A county health department incident report documents the county’s efforts to get park owners, Kun Kook and Pyong Lim Chung, to repair the sewage system that has, on two separate occasions, let sewage escape onto one resident’s lawn and under another’s home in July 2006.

A corrective action plan signed in August 2006 by former park manager Kathy Jackson was to address replacing old pipes and the failed septic system that serves nine of the 16 manufactured homes, two of which are not occupied. “We have held off on civil penalties because they were working on it,” said county environmental health supervisor Kyle Dodd. When a design was submitted in February of 2007 Dodd said it needed to be changed to meet the needs of the property. “We went back and forth with the designers and it became a situation where there was not enough ongoing activity to solve the problem,” he said.
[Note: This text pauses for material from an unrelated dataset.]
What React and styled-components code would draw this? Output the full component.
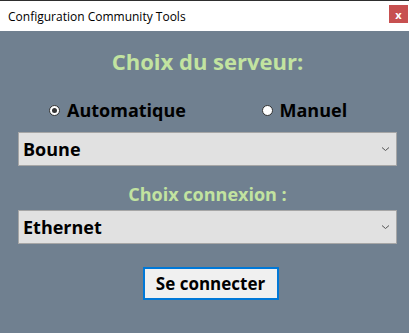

Following another administrative hearing in July, the design was approved in August with a date for installation of September 2, 2007. It didn’t happen.

“The bid to repair was more than the owners wanted to spend and they made the decision to evict and make the problem go away,” Dodd said. “Abandoning the property is one way to resolve the violation,” at least in the long term. In the short tem, he said, the county would require measures to insure tenants have a healthy place to live until they have to move. “Even if one year is the time frame we won’t allow the system to continue to fail,” he said.

Park residents are talking to lawyers, hoping to be able to beat the eviction or get the time period extended.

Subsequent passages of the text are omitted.